Nasional Mondial Ekonomi Megapolitan Olahraga Rona The Alun-Alun Kupas Splash Wisata Perspektif Wawancara Edisi Weekend Foto Video Infografis

Mengais Berkah dari Pengelolaan Air Berkelanjutan

Foto : foto-foto: istimewa
A   A   A   Pengaturan Font

Pemanfaatan air yang menitikberatkan pada upaya penghematan serta pemanfaatan air secara berkelanjutan sudah sepatutnya digulirkan. Hal ini menjadi sangat penting karena melalui aktivitas itu akan ada dampak besar terhadap komunitas untuk mengelola, menjaga, dan menjamin kelestarian air dengan menyediakan solusi yang ramah lingkungan.

Air sumber kehidupan, rasanya semua orang pernah mengucap hal itu meski input dari 'pemahaman' akan kelestarian air tidak seutuhnya dimengerti.

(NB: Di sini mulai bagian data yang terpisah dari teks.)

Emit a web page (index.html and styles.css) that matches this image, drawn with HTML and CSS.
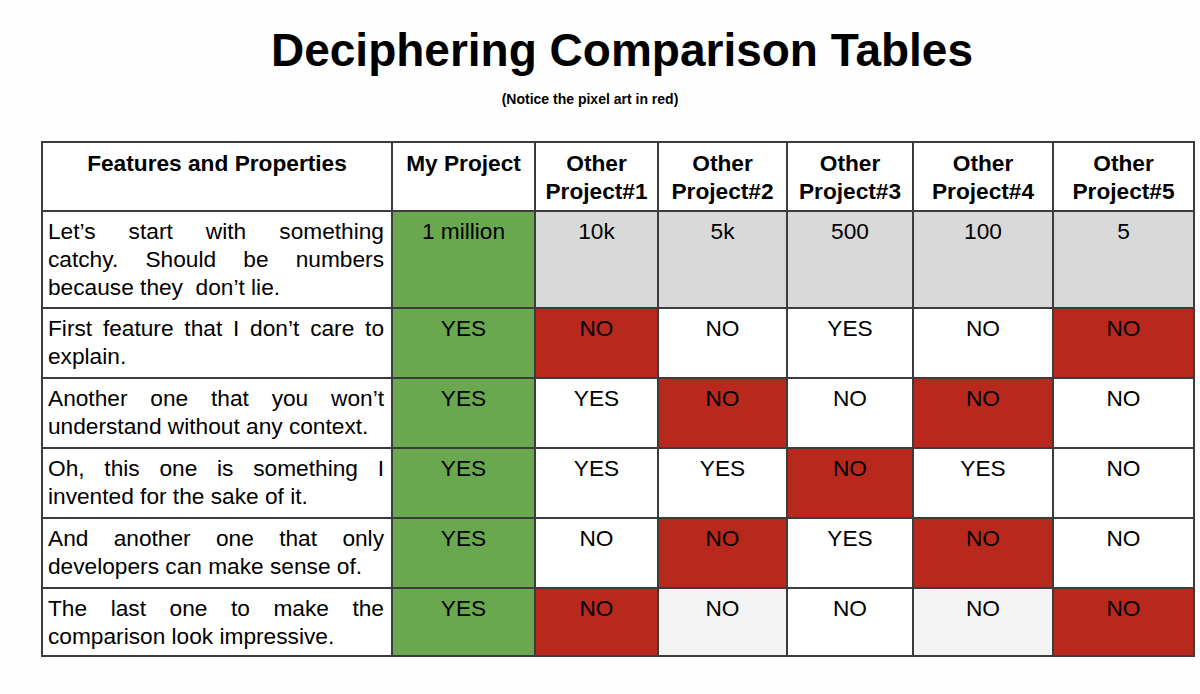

Jauh dari Ibu Kota Jakarta, Romo Marselus Hasan yang tinggal di Desa Bea Muring, Kecamatan Poco Ranaka, Flores, Nusa Tenggara Timur (NTT) sangat memahami betul akan pentingnya air sebagai sumber kehidupan yang dimaksud. Menurutnya air adalah harapan, bahkan nafas kehidupan untuk masyarakat.

Harapan itu mengarahkan Romo Marsel untuk menciptakan Pembangkit Listrik Tenaga Mikro Hidro (PLTMH) di wilayahnya, "Hati saya mulai tergerak ketika melihat anak-anak sekolah ketika belajar dengan fasilitas penerangan yang kurang memadai, dan saya rasa sumber daya air yang kita miliki bisa dimanfaatkan sebagai sumber penerangan," terangnya dalam acara Pemberian Apresiasi Pejuang Air Ades, di Jakarta belum lama ini.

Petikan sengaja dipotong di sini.